Provided data:
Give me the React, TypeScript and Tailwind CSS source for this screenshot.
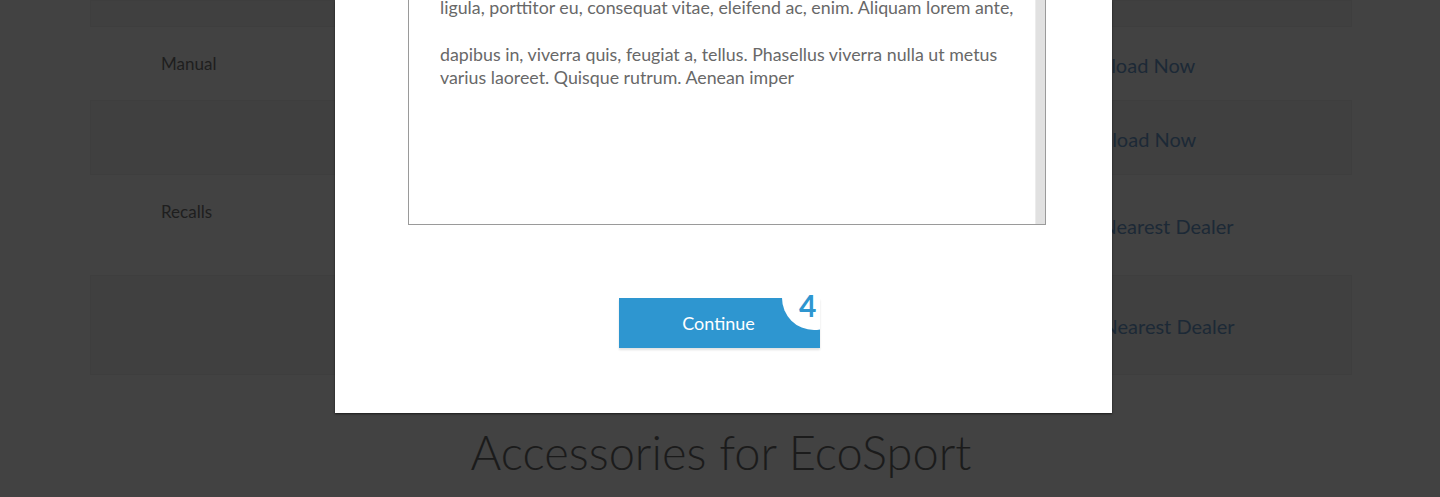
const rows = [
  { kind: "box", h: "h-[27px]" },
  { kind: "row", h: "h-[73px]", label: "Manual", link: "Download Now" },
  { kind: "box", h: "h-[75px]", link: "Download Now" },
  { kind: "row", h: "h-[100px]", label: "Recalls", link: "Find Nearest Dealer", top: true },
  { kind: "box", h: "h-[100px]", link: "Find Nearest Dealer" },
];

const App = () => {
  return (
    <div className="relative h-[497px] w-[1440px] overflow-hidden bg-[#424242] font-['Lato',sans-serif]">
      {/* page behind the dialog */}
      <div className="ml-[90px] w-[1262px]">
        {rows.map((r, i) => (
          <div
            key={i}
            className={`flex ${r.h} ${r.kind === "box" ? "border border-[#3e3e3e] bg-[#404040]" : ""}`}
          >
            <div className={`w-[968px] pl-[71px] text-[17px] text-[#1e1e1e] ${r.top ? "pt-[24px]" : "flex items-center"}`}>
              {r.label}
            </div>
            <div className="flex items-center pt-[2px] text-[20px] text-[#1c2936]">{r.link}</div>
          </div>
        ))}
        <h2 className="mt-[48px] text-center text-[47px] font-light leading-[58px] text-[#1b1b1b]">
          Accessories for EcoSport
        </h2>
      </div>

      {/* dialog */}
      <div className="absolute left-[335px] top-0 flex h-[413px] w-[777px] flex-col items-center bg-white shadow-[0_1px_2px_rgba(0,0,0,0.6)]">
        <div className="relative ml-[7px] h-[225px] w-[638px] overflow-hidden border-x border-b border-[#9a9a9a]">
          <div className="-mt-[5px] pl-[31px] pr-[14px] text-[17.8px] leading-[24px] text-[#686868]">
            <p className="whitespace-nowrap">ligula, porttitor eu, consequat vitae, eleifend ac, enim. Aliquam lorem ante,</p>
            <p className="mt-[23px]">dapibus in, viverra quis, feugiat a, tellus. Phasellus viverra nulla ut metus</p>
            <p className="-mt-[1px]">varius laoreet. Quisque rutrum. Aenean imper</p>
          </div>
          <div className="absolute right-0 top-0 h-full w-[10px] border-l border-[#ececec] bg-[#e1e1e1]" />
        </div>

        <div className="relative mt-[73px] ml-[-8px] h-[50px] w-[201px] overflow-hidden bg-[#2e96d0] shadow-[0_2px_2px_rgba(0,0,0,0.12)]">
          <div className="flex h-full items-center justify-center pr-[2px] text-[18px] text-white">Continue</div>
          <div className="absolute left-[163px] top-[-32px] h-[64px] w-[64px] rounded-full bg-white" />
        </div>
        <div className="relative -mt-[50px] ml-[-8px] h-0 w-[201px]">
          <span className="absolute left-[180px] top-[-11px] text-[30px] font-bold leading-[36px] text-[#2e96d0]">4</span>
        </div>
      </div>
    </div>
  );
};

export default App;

--

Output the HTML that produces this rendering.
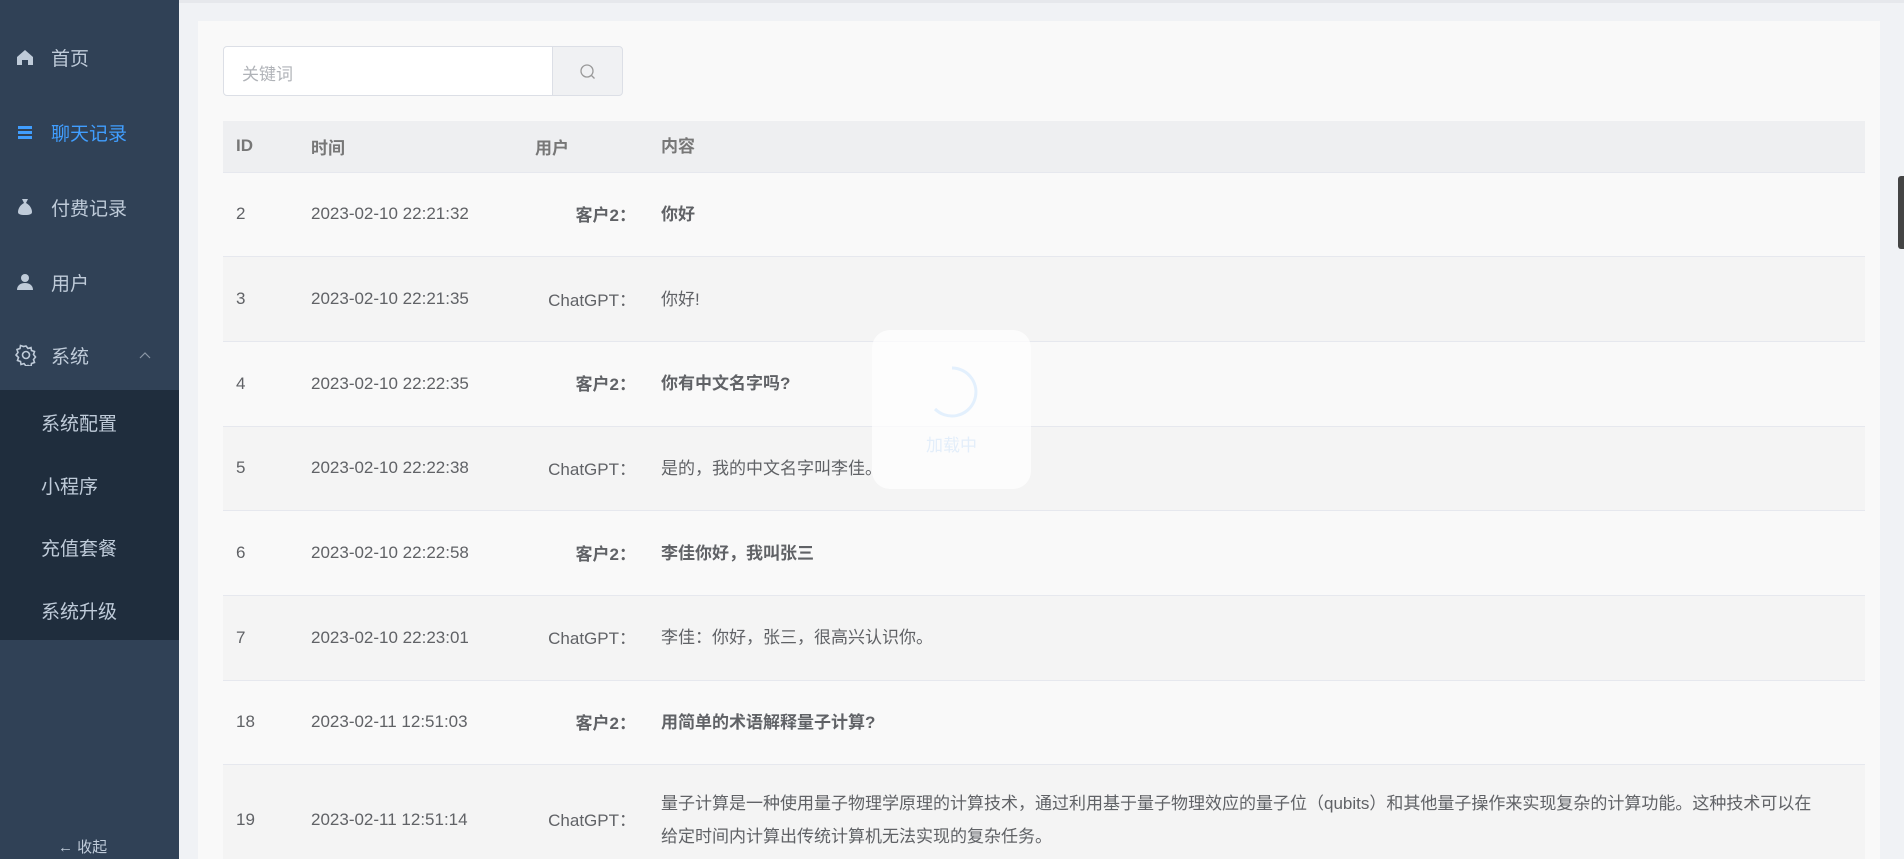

Job: Pick every line with "this" in it and copy it.

Solution:
Give me the React, TypeScript and Tailwind CSS source for this screenshot.
Output the HTML that produces this rendering.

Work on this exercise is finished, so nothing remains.